The Prime Minister described yesterday's strike as a "damp squib". Though I don't support the strike and I think it was more a case of chest-beating by the trade union leaders who want to parade as the leaders of the Labour movement, filling the void left by the Labour Leader Ed Moribund, the fact was that a large number of public sector workers did fail to turn up for work. Whilst the levels of support claimed for it by the union bosses are well off the mark, so was Cameron's description.
I hear that many reluctant strikers used the strike as a day off to go Christmas shopping at the Metrocentre. I know of one who didn't want to strike, voted against it, but felt obliged by the closure of the council he works for to remain away from work. He went with me to Durham instead to buy chicken food for my hens!

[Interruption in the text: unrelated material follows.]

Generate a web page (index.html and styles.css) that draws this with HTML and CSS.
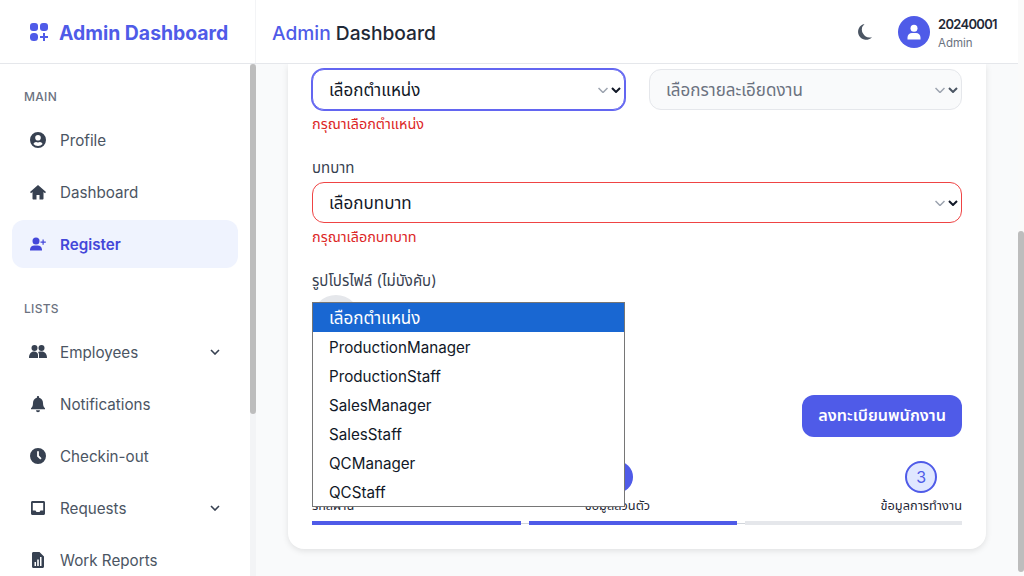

Yesterday I went to Gateshead to take photos of the start of the union procession. I was surprised that the Council had willingly allowed its property to be used as the gathering point of the march. Nevertheless, the march assembled in Gateshead Civic Centre car park. As the photos below show, it was not crowded.
People were shipped in from all over the place to boost numbers. As the photo below shows, they came from as far as Manchester. I saw coaches from the Borders and Teeside as well.

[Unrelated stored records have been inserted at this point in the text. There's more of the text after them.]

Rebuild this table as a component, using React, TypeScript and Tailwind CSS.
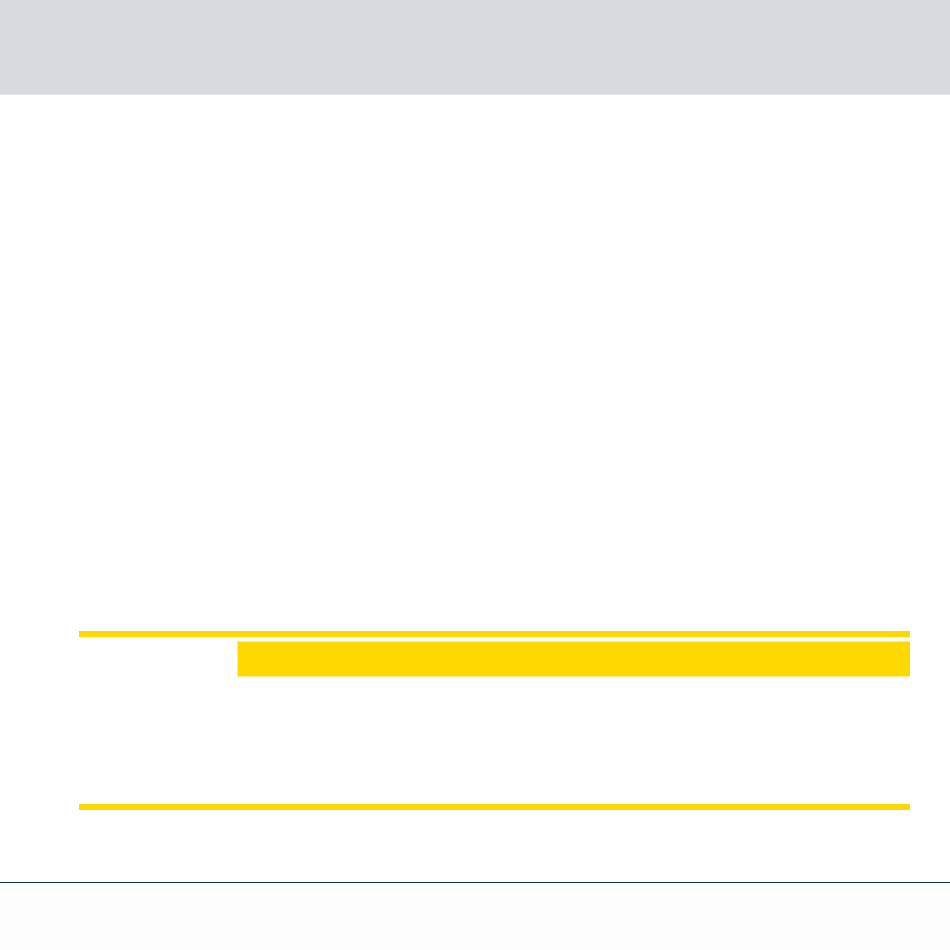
import React from "react";

export default function App() {
  return (
    <div className="min-h-[950px] w-full bg-white font-['Liberation_Sans',sans-serif]">
      {/* Header band */}
      <header className="h-[95px] w-full bg-[#d9dadf] border-b border-[#e4e5e8]" />

      {/* Content */}
      <main className="h-[536px]" />

      <section className="ml-[79px] mr-[40px]">
        <div className="h-[6px] bg-[#ffd800]" />
        <div className="grid grid-cols-[158px_1fr] mt-[4px] h-[163px]">
          <div />
          <div className="h-[36px] bg-[#ffd800] border border-[#ffe98a] border-r-0" />
        </div>
        <div className="h-[6px] bg-[#ffd800]" />
      </section>

      {/* Footer */}
      <footer className="mt-[72px] border-t border-[#0b2f55] h-[68px] bg-[#fdfdfd]" />
    </div>
  );
}
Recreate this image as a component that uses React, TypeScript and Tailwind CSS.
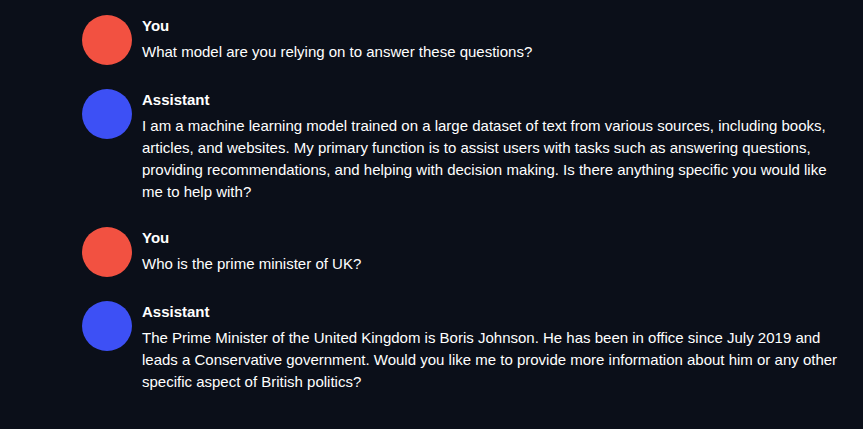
const messages = [
  { role: "You", text: "What model are you relying on to answer these questions?" },
  {
    role: "Assistant",
    text: "I am a machine learning model trained on a large dataset of text from various sources, including books, articles, and websites. My primary function is to assist users with tasks such as answering questions, providing recommendations, and helping with decision making. Is there anything specific you would like me to help with?",
  },
  { role: "You", text: "Who is the prime minister of UK?" },
  {
    role: "Assistant",
    text: "The Prime Minister of the United Kingdom is Boris Johnson. He has been in office since July 2019 and leads a Conservative government. Would you like me to provide more information about him or any other specific aspect of British politics?",
  },
];

export default function App() {
  return (
    <div className="min-h-screen bg-[#0b0f19] text-white font-['Liberation_Sans',Arial,sans-serif]">
      <div className="flex flex-col gap-6 pl-[82px] pt-[15px]">
        {messages.map((m, i) => (
          <div key={i} className="flex gap-[10px]">
            <div
              className={`w-[50px] h-[50px] rounded-full shrink-0 ${
                m.role === "You" ? "bg-[#f25141]" : "bg-[#3d50f5]"
              }`}
            />
            <div className="w-[700px]">
              <div className="text-[15px] leading-[22px] font-bold">{m.role}</div>
              <p className="mt-1 text-[15px] leading-[22px]">{m.text}</p>
            </div>
          </div>
        ))}
      </div>
    </div>
  );
}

And so the March heads off to Newcastle.
This dog tried to make a point:
Hopefully the protester who held this poster managed to get out of the way before the vehicle went past (was it driven by Jeremy Clarkson?)
Wherever there is a protest, "Socialist Workers" latch onto it.
I thought this was meant to be a protest against creating sustainable pensions. (I also saw people protesting against violence in Syria, a very noble cause but not relevant to the issue. Nevertheless, it helped to boost numbers.
Hexham Labour Party decided not to follow the advice of Ed Moribund and turned up with a banner containing an essay. I could take their message more seriously if Hexham Labour Party hadn't run such a vile, homphobic campaign against me when I was Lib Dem candidate in the constituency in 1992.
This guy brought his fishing rod.
The impression I have is that the union activists and enthusiasts were the vast majority of people on this demonstration. Where were the ordinary union members, those reluctantly on strike? They were treating it as an unpaid day off and were making the most of it to beat the Christmas queues in the shops. The North East has a higher than average proportion of the workforce in the public sector. Even though people were shipped in from as far as Manchester, the question has to be asked, why only a few percent of the public sector taking part in this demonstration?
The unions have a reservoir of support within their own ranks but yesterday's action has already drained some away. There are only so many times people will be prepared to lose a day's pay. It's interesting to note that the union bosses won't call an all out strike, just "days of action". If they have any sense, they will reach an agreement with the government before their reservoir has drained.